Given data:

=-=-=-=-=

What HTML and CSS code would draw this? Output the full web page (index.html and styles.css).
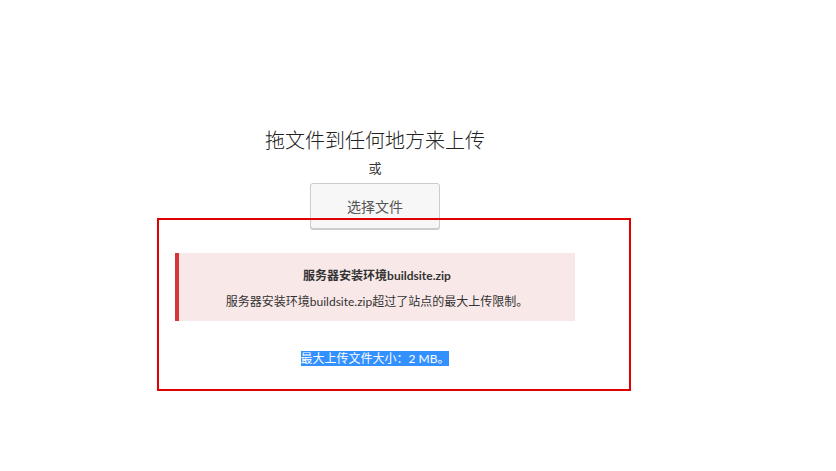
FILE: index.html
```html
<!DOCTYPE html>
<html lang="zh-CN">
<head>
  <meta charset="UTF-8" />
  <title>上传文件</title>
  <link rel="stylesheet" href="styles.css">
</head>
<body>
  <div class="uploader">
    <p class="drop-title">拖文件到任何地方来上传</p>
    <p class="drop-or">或</p>
    <button class="select-btn">选择文件</button>

    <div class="notice-error">
      <p class="notice-file">服务器安装环境buildsite.zip</p>
      <p class="notice-msg">服务器安装环境buildsite.zip超过了站点的最大上传限制。</p>
    </div>

    <p class="max-size"><span class="selected">最大上传文件大小：2 MB。</span></p>

    <div class="highlight-box"></div>
  </div>
</body>
</html>
```

FILE: styles.css
```css
html, body {
  min-height: 471px;
}

body {
  margin: 0;
  background: #fff;
  color: #333;
  font-family: "Lato", "Noto Sans CJK SC", sans-serif;
}

.uploader {
  position: relative;
  width: 750px;
  padding: 126px 0 80px;
  text-align: center;
}

.uploader p {
  margin: 0;
}

.drop-title {
  font-size: 20px;
  line-height: 28px;
  color: #222;
  font-weight: 300;
}

.drop-or {
  margin-top: 5px !important;
  font-size: 13px;
  line-height: 19px;
}

.select-btn {
  display: block;
  margin: 5px auto 0;
  width: 130px;
  height: 46px;
  background: #f7f7f7;
  border: 1px solid #ccc;
  border-radius: 3px;
  box-shadow: 0 1px 0 #ccc;
  color: #555;
  font-family: inherit;
  font-size: 14px;
}

.notice-error {
  width: 396px;
  margin: 24px auto 0;
  padding: 10px 0 6px;
  border-left: 4px solid #d63638;
  background: #f9e8e8;
  font-size: 12px;
  line-height: 26px;
}

.notice-file {
  font-weight: bold;
}

.max-size {
  margin-top: 30px !important;
  font-size: 12px;
  line-height: 16px;
}

.selected {
  background: #3390ff;
  color: #fff;
}

.highlight-box {
  position: absolute;
  left: 157px;
  top: 218px;
  width: 470px;
  height: 169px;
  border: 2px solid #e00000;
}
```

=-=-=-=-=

Set task: Return each line exactly as written. Any picture gets left out.

Result of the task:
What HTML and CSS code would draw this? Output the full web page (index.html and styles.css).
FILE: index.html
```html
<!DOCTYPE html>
<html lang="zh-CN">
<head>
  <meta charset="UTF-8" />
  <title>上传文件</title>
  <link rel="stylesheet" href="styles.css">
</head>
<body>
  <div class="uploader">
    <p class="drop-title">拖文件到任何地方来上传</p>
    <p class="drop-or">或</p>
    <button class="select-btn">选择文件</button>

    <div class="notice-error">
      <p class="notice-file">服务器安装环境buildsite.zip</p>
      <p class="notice-msg">服务器安装环境buildsite.zip超过了站点的最大上传限制。</p>
    </div>

    <p class="max-size"><span class="selected">最大上传文件大小：2 MB。</span></p>

    <div class="highlight-box"></div>
  </div>
</body>
</html>
```

FILE: styles.css
```css
html, body {
  min-height: 471px;
}

body {
  margin: 0;
  background: #fff;
  color: #333;
  font-family: "Lato", "Noto Sans CJK SC", sans-serif;
}

.uploader {
  position: relative;
  width: 750px;
  padding: 126px 0 80px;
  text-align: center;
}

.uploader p {
  margin: 0;
}

.drop-title {
  font-size: 20px;
  line-height: 28px;
  color: #222;
  font-weight: 300;
}

.drop-or {
  margin-top: 5px !important;
  font-size: 13px;
  line-height: 19px;
}

.select-btn {
  display: block;
  margin: 5px auto 0;
  width: 130px;
  height: 46px;
  background: #f7f7f7;
  border: 1px solid #ccc;
  border-radius: 3px;
  box-shadow: 0 1px 0 #ccc;
  color: #555;
  font-family: inherit;
  font-size: 14px;
}

.notice-error {
  width: 396px;
  margin: 24px auto 0;
  padding: 10px 0 6px;
  border-left: 4px solid #d63638;
  background: #f9e8e8;
  font-size: 12px;
  line-height: 26px;
}

.notice-file {
  font-weight: bold;
}

.max-size {
  margin-top: 30px !important;
  font-size: 12px;
  line-height: 16px;
}

.selected {
  background: #3390ff;
  color: #fff;
}

.highlight-box {
  position: absolute;
  left: 157px;
  top: 218px;
  width: 470px;
  height: 169px;
  border: 2px solid #e00000;
}
```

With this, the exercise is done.